Show all lines of the listing that hold the word "screenshot".

— START INFORMATION SUPPLIED —

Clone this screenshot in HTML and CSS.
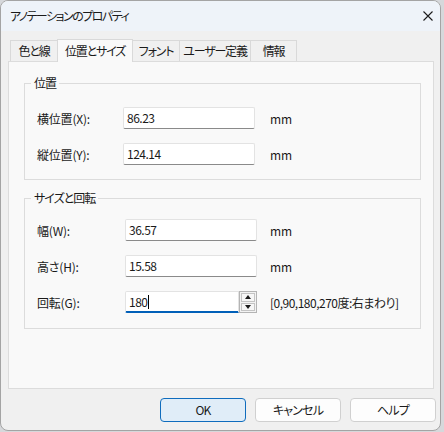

— END INFORMATION SUPPLIED —
— START INFORMATION SUPPLIED —

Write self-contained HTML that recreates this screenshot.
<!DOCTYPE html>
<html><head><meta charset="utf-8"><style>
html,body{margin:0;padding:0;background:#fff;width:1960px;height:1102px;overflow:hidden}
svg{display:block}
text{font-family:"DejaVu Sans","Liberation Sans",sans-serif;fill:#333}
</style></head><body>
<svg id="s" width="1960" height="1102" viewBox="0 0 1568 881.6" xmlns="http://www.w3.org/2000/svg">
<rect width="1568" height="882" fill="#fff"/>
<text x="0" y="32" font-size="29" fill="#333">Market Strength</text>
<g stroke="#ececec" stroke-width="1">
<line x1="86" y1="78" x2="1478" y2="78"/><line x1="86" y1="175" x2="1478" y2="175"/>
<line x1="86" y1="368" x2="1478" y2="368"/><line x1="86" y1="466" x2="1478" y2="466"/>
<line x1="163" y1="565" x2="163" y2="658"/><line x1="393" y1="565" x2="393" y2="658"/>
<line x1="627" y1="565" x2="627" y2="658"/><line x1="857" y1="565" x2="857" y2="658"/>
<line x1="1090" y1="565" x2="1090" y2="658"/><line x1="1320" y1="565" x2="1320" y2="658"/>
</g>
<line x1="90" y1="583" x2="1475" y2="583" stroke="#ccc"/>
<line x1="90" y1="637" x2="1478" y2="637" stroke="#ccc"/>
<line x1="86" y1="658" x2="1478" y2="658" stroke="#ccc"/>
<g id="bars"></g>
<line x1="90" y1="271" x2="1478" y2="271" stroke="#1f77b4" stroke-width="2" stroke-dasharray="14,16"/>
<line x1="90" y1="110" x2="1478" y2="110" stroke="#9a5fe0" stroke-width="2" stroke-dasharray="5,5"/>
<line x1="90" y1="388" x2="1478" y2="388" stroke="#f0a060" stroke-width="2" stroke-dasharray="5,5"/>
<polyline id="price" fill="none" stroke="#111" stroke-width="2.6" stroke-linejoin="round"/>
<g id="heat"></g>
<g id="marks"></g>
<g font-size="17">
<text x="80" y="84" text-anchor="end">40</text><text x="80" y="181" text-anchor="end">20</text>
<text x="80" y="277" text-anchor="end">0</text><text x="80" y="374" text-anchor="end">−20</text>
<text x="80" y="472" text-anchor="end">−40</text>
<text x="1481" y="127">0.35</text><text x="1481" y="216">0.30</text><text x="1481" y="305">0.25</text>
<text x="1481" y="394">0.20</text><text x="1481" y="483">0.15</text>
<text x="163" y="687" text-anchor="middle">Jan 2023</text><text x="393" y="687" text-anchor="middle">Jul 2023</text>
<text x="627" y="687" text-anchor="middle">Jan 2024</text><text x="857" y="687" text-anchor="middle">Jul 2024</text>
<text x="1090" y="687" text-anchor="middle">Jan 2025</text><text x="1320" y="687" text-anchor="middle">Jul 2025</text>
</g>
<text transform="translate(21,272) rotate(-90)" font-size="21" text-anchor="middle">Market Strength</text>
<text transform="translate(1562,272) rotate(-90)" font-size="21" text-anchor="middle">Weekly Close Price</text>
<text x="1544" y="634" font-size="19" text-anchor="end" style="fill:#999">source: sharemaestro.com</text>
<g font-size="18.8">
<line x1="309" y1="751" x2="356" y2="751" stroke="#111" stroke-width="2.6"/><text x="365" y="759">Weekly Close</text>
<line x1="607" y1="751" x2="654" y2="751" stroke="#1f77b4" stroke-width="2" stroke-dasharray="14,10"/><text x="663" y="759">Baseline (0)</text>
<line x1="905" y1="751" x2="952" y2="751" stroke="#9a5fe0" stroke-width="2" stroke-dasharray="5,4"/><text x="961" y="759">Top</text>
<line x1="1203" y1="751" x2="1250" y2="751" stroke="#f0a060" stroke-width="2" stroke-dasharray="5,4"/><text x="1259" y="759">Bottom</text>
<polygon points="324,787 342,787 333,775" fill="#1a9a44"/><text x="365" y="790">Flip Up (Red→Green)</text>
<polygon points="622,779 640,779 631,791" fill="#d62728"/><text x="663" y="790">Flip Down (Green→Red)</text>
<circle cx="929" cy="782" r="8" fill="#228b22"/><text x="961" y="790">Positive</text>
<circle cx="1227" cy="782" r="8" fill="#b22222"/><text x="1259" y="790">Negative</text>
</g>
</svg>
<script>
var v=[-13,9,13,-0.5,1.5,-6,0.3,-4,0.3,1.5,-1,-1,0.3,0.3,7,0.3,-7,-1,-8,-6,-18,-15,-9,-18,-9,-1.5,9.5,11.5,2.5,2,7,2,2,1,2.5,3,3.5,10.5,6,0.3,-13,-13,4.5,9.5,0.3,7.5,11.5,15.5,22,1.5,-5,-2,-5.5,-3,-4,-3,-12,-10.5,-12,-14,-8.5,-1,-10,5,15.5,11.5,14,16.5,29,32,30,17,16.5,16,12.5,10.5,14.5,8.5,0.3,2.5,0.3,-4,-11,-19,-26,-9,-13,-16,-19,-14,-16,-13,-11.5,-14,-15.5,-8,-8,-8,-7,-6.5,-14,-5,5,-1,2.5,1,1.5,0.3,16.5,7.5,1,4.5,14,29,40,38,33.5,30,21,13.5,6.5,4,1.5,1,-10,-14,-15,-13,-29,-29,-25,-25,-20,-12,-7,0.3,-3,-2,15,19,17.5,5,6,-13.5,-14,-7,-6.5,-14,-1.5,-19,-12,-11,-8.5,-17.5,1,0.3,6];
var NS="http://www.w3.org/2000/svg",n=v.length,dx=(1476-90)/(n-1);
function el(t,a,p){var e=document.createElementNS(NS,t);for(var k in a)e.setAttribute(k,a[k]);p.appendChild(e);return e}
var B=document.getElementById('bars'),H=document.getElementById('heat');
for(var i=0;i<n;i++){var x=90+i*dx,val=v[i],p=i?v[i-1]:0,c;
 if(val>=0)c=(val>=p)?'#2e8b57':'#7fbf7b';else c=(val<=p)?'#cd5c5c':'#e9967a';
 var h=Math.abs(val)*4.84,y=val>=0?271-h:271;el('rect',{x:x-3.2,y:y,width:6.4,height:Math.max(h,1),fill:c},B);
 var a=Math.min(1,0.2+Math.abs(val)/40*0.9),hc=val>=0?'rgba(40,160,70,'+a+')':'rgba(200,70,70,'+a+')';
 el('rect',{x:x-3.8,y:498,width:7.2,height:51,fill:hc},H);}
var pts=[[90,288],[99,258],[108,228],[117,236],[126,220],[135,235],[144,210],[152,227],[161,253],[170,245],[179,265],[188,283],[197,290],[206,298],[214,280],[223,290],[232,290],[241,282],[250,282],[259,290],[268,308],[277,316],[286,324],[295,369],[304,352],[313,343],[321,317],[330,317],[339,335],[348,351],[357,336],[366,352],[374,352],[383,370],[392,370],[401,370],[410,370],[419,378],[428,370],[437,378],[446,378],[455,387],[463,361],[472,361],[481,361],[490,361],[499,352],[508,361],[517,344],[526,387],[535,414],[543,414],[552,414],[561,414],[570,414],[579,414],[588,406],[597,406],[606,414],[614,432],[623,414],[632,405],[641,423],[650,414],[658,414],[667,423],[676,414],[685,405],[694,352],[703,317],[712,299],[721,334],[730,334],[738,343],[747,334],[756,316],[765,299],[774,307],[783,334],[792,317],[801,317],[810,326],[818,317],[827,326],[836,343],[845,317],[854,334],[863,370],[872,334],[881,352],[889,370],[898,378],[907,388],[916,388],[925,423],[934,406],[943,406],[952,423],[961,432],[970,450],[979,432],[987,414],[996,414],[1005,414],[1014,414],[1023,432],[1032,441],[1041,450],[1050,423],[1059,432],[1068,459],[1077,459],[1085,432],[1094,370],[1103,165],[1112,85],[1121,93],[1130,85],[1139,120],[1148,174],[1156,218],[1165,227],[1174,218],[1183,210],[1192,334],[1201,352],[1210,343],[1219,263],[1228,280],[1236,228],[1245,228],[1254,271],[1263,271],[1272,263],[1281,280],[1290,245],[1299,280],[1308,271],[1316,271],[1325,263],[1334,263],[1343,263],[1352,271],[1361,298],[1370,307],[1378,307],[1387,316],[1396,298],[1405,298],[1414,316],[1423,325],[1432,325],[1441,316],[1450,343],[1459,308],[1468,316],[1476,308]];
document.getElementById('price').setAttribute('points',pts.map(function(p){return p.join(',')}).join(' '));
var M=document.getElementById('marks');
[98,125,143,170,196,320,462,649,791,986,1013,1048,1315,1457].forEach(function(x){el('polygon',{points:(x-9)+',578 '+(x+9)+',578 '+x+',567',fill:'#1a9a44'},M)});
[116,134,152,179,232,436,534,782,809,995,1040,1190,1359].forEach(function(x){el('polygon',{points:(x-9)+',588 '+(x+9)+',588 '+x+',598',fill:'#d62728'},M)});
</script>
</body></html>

— END INFORMATION SUPPLIED —

* _SOLVED EXERCISE_:
Clone this screenshot in HTML and CSS.
Write self-contained HTML that recreates this screenshot.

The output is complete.